Help us make this a real, practical, and really useful tool. We welcome any and all feedback and contributions. We are particularly in need of the opinions and efforts of those with a penchant for hacking code analysis.

Usage Tips

Can it extract more precise slices of code? Yes. First submit a pull request telling us the desired extraction behavior, so we can incorporate this behavior into the tool.

Meanwhile, you can help the backend make more precise slices by telling the tool which functions don't modify their arguments. By default, the tool assumes that functions change all arguments they're called with, and the objects they're called on. To edit the slicing rules, open the Advanced Settings Editor in the Jupyter Lab Settings menu and choose the "Code Gathering Tools" tab. In your user-defined settings, override rules, following this format to specify which functions don't modify their arguments.

How do I clear the notebook's history? Open up your .ipynb file in a text editor, find the history key in the top-level metadata object, and set history to [].

Contributing

To run the development version of nbgather, run:

git clone <this-repository-url>  # clone the repository
npm install                      # download dependencies
jupyter labextension link .      # install this package in Jupyter Lab
jlpm run watch                   # automatically recompile source code
jupyter lab --watch              # launch Jupyter Lab, automatically re-load extension

This requires npm version 4 or later, and was tested most recently with Node v9.5.0.

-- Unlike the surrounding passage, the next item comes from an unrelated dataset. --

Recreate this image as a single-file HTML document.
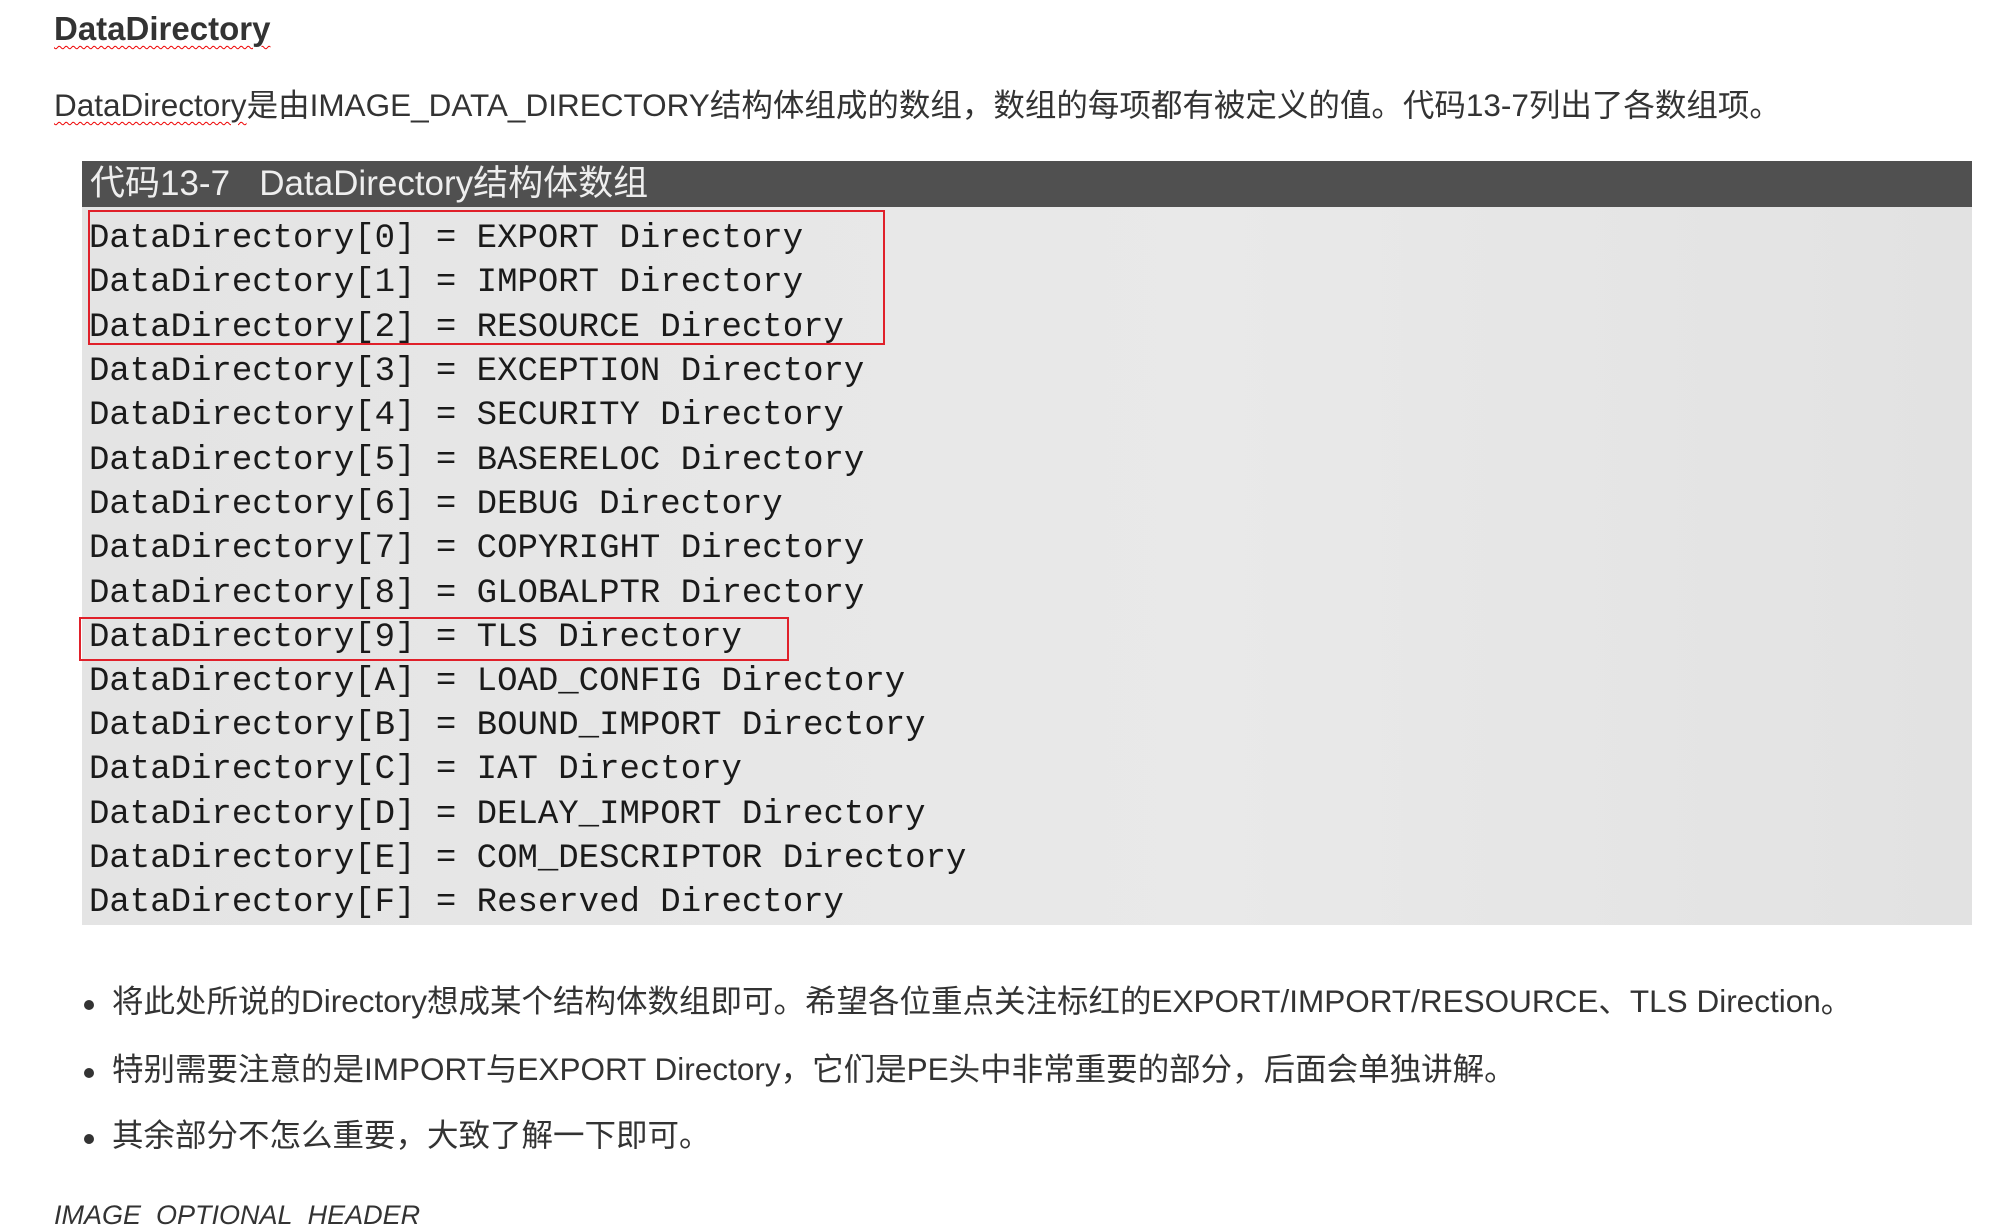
<!DOCTYPE html>
<html><head><meta charset="utf-8"><style>
html,body{margin:0;padding:0;background:#fff;width:1990px;height:1226px;overflow:hidden;position:relative;font-family:"Liberation Sans","Noto Sans CJK SC",sans-serif;color:#333;}
.abs{position:absolute;white-space:nowrap;}
.sq{text-decoration:underline wavy #e00;text-decoration-thickness:1px;text-underline-offset:5px;}
.code{position:absolute;left:82px;top:161px;width:1899px;height:764px;background:linear-gradient(90deg,#e4e4e4,#e9e9e9 60%,#e2e2e2);}
.hdr{position:absolute;left:0;top:0;width:100%;height:46px;background:#505050;color:#eee;font-size:35px;line-height:46px;padding-left:8px;box-sizing:border-box;}
.ln{position:absolute;left:7px;font-family:"Liberation Mono",monospace;font-size:34px;color:#1a1a1a;white-space:pre;line-height:40px;}
.box{position:absolute;border:2px solid #e0202a;}
.li{position:absolute;left:112px;font-size:31.5px;white-space:nowrap;}
.dot{position:absolute;left:84px;width:10px;height:10px;border-radius:50%;background:#333;}
</style></head><body>
<div class="abs" style="left:54px;top:10px;font-size:33px;font-weight:bold;"><span class="sq">DataDirectory</span></div>
<div class="abs" style="left:54px;top:80px;font-size:31.5px;"><span class="sq">DataDirectory</span>是由IMAGE_DATA_DIRECTORY结构体组成的数组，数组的每项都有被定义的值。代码13-7列出了各数组项。</div>
<div class="code" style="width:1890px">
<div class="hdr">代码13-7&nbsp;&nbsp;&nbsp;DataDirectory结构体数组</div>
<div class="ln" style="top:58px">DataDirectory[0] = EXPORT Directory</div>
<div class="ln" style="top:102px">DataDirectory[1] = IMPORT Directory</div>
<div class="ln" style="top:147px">DataDirectory[2] = RESOURCE Directory</div>
<div class="ln" style="top:191px">DataDirectory[3] = EXCEPTION Directory</div>
<div class="ln" style="top:235px">DataDirectory[4] = SECURITY Directory</div>
<div class="ln" style="top:280px">DataDirectory[5] = BASERELOC Directory</div>
<div class="ln" style="top:324px">DataDirectory[6] = DEBUG Directory</div>
<div class="ln" style="top:368px">DataDirectory[7] = COPYRIGHT Directory</div>
<div class="ln" style="top:413px">DataDirectory[8] = GLOBALPTR Directory</div>
<div class="ln" style="top:457px">DataDirectory[9] = TLS Directory</div>
<div class="ln" style="top:501px">DataDirectory[A] = LOAD_CONFIG Directory</div>
<div class="ln" style="top:545px">DataDirectory[B] = BOUND_IMPORT Directory</div>
<div class="ln" style="top:589px">DataDirectory[C] = IAT Directory</div>
<div class="ln" style="top:634px">DataDirectory[D] = DELAY_IMPORT Directory</div>
<div class="ln" style="top:678px">DataDirectory[E] = COM_DESCRIPTOR Directory</div>
<div class="ln" style="top:722px">DataDirectory[F] = Reserved Directory</div>
</div>
<div class="box" style="left:88px;top:210px;width:793px;height:131px"></div>
<div class="box" style="left:79px;top:617px;width:706px;height:40px"></div>
<div class="dot" style="top:1000px"></div>
<div class="li" style="top:976px">将此处所说的Directory想成某个结构体数组即可。希望各位重点关注标红的EXPORT/IMPORT/RESOURCE、TLS Direction。</div>
<div class="dot" style="top:1068px"></div>
<div class="li" style="top:1044px">特别需要注意的是IMPORT与EXPORT Directory，它们是PE头中非常重要的部分，后面会单独讲解。</div>
<div class="dot" style="top:1134px"></div>
<div class="li" style="top:1110px">其余部分不怎么重要，大致了解一下即可。</div>
<div class="abs" style="left:54px;top:1200px;font-size:27px;font-style:italic;">IMAGE_OPTIONAL_HEADER</div>
</body></html>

Submit all change as a pull request. Feel free to author the the lead contributor (Andrew Head, andrewhead@berkeley.edu) if you have any questions about getting started with the code or about features or updates you'd like to contribute.

Also, make sure to format the code and test it before submitting a pull request, as described below:

Formatting the code

Before submitting a pull request with changed code, format the code files by running jlpm run format:all.

Testing the code

The tests assume you have Google Chrome installed on your computer. Because this plugin depends on Jupyter Lab and in turn on browser functionality, some of these tests need a browser to run in.

To run the tests from the command line, call:

jlpm run test

Wait a few seconds while the code compiles, and then you should see the results of running the tests. The process will continue to live after the tests finish running---it will recompile and re-run the tests whenever the test code changes. Type Ctrl+C to abort the command at any time.

Note that running tests with this command may interfere with you opening Chrome browsers. If that happens, cancel the command, open Chrome, and then restart the command.

To debug the tests, call:

jlpm run test:debug

This will launch a Chrome window. Click the DEBUG button in the page that opens. Launch the Chrome developer tools (View -> Developer -> Developer Tools). The "Console" will show the test results, with one line for each test. In the "Sources" tab, you can open scripts using the file prompt (Cmd + P on Mac, Ctrl + P on Windows) and set breakpoints in the code. When you refresh the page, the tests will be run again, and the debugger will trigger when the first breakpoint is reached.

Troubleshooting

Here are some tips for dealing with build errors we've encountered while developing code gathering tools:

  • Errors about missing semicolons in React types files: upgrade the typescript and ts-node packages
  • Conflicting dependencies: upgrade either the Python Jupyter Lab (may require Python upgrade to Python 3 to get the most recent version of Jupyter Lab) or the Jupyter Lab npm pacakges
  • Other build issues: we've found some issues can be solved by just deleting your node_modules/ directory and reinstalling it.